Daniel Darc, photographie Jeff Pachoud
« Le rock serait-il vraiment la musique du diable ? Personne n’est plus catholique que le diable, prétend Baudelaire. Et si c’était une ruse suprême du Saint-Esprit. »
Je suis un bon chrétien, la dualité me constitue, je balance entre péché et rédemption, le rock est pour moi, qui fait dialoguer batterie (la terre, le rappel du mal) et guitare (l’air, la possibilité d’un dégagement).
Avec Métaphysique du rock, Frédéric Gournay étudie comme personne cette branlée de musique, fille de la liberté.
Le verbe est haut, enragé, vindicatif – par exemple contre Jean-Luc Nancy accusé de n’y rien comprendre, et de pontifier son ignorance, ou cet « écouillé coiffé comme un chat mouillé » de Matthieu Chédid -, et l’analyse passionnante, qui commence, depuis Tanger où il voyage, par un éloge de l’irréductible Burroughs, de Daniel Darc (on me parle encore d’un de ses derniers concerts à Morlaix) et du musicien John Frusciante, guitar hero du groupe américain Red Hot Chili Peppers découvert avec le – d’abord – mésestimé Blood Sugar Sex Magik (1991).
Les rockers sont-ils de bons progressistes ?
Surtout pas. Pensez à Elvis Presley, Johnny Cash, Bob Dylan, et tant d’autres, qui incarnent l’intensité d’une authenticité, pas la moraline.

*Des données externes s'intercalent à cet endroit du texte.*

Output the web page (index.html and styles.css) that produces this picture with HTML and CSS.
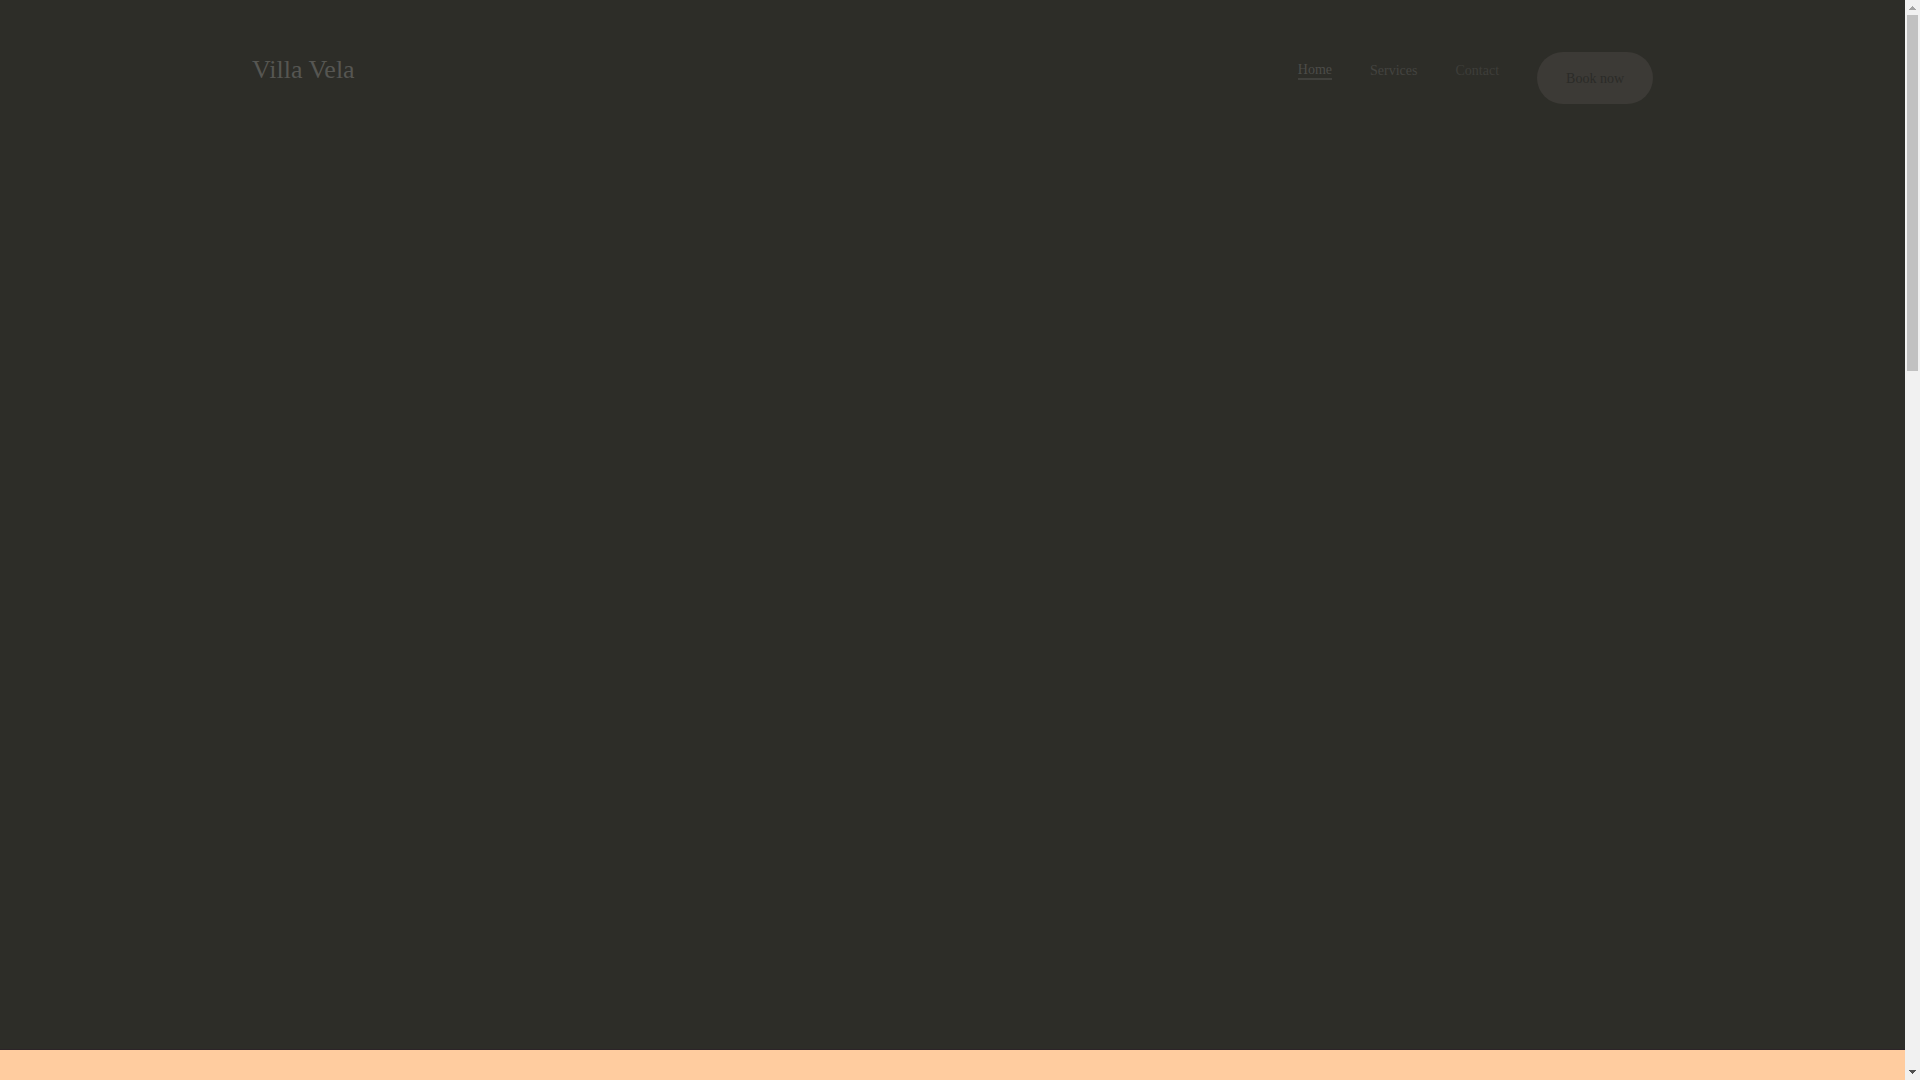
FILE: index.html
```html
<!DOCTYPE html>
<html lang="en">
<head>
	<meta charset="UTF-8">
	<title>Villa Vela</title>
	<link rel="stylesheet" href="styles.css">
</head>
<body>
	<div class="page">
		<div class="hero">
			<header class="header">
				<a class="logo" href="#">Villa Vela</a>
				<nav class="nav">
					<a class="link active" href="#">Home</a>
					<a class="link services" href="#">Services</a>
					<a class="link contact" href="#">Contact</a>
					<button class="book" type="button">Book now</button>
				</nav>
			</header>
		</div>
		<section class="intro"></section>
	</div>
	<div class="scrollbar">
		<svg class="arrow" width="15" height="15" viewBox="0 0 15 15" shape-rendering="crispEdges"><path fill="#a3a3a3" d="M7 6h1v1h1v1h1v1h1v1h-7v-1h1v-1h1v-1h1z"/></svg>
		<div class="thumb"></div>
		<svg class="arrow" width="15" height="15" viewBox="0 0 15 15" shape-rendering="crispEdges"><path fill="#505050" d="M4 5h7v1h-1v1h-1v1h-1v1h-1v-1h-1v-1h-1v-1h-1z"/></svg>
	</div>
</body>
</html>
```
FILE: styles.css
```css
*{
	box-sizing: border-box;
}
body{
	margin: 0;
	display: flex;
	height: 100vh;
	overflow: hidden;
	font-family: "Liberation Serif", "Times New Roman", serif;
}
.page{
	flex: 1;
	display: flex;
	flex-direction: column;
}
.hero{
	flex: 1;
	background: #2d2d28;
	border-bottom: 1px solid #2c2428;
}
.header{
	display: flex;
	justify-content: space-between;
	align-items: flex-start;
	max-width: 1401px;
	margin: 0 auto;
	padding-top: 52px;
}
.logo{
	color: #565652;
	font-size: 26px;
	line-height: 36px;
	text-decoration: none;
}
.nav{
	display: flex;
	align-items: flex-start;
	gap: 38px;
}
.link{
	margin-top: 8px;
	font-size: 14px;
	line-height: 22px;
	text-decoration: none;
}
.active{
	height: 20px;
	color: #4c4c48;
	line-height: 20px;
	border-bottom: 2px solid #40403c;
}
.services{
	color: #444440;
}
.contact{
	color: #3e3e3a;
}
.book{
	height: 52px;
	padding: 2px 29px 0;
	border: none;
	border-radius: 26px;
	background: #3c3a36;
	color: #2b2b28;
	font-family: inherit;
	font-size: 14px;
}
.intro{
	height: 30px;
	background: #ffcc9f;
}
.scrollbar{
	display: flex;
	flex-direction: column;
	width: 15px;
	background: #f1f1f1;
}
.thumb{
	height: 33vh;
	margin: 0 2px auto;
	background: #c1c1c1;
}
.arrow{
	display: block;
}
```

John Frusciante, photographie Ross Halfin
Le Spectacle rêve certes de voir mourir ses idoles sur scène en misant sur leur épuisement, qui veulent d’abord la jouissance, le foudroiement, l’électricité et la grâce d’un instant épiphanique né d’un combat spirituel inouï.
« Le rock ne consacre vraiment que les figures qui ont réussi à réunir en elles les principes les plus opposés, les valeurs les plus contradictoires, c’est-à-dire la plus grande corruption : Elvis enregistrant des cantiques et se produisant à Las Vegas – The Sin City, la plus haute Babylone du monde -, Little Richard, grande folle devant l’Eternel suspendant sa carrière pour devenir adventiste du septième jour ; Jerry Lee Lewis, pasteur manqué se mariant avec sa cousine de treize ans ; Chuck Berry, fils d’un père charpentier et diacre, mettant des filles mineures sur le trottoir ; Johnny Cash, défoncé aux amphétamines, louant Dieu dans les prisons ; John Lennon chantant l’amour et passant son temps à se battre ; Lou Reed, s’envoyant travelos et héro, voyant la lumière et composant un hymne à Jésus ; Nick Cave restituant à lui seul l’entière ambivalence d’ombre et de lumière propre au gothique… »
Frédric Gournay joue Guyotat contre Adorno, et la star à la beauté diabolique contre le critique de salon.

John Frusciante, photogramme du film Funky Monks (1991)
Pas de rock véritable sans lutte acharnée entre le Bien et le Mal ? Oui, assurément.
Serait-ce une nouvelle religion païenne ? Pas faux : « Le rock n’est peut-être rien d’autre qu’une cérémonie vaudoue à usage urbain. »
Est-il damné ? « Le rock est corrompu, c’est là toute sa noblesse. »
Et maintenant, chut, on écoute Sabotage, des ultras de Beastie Boys.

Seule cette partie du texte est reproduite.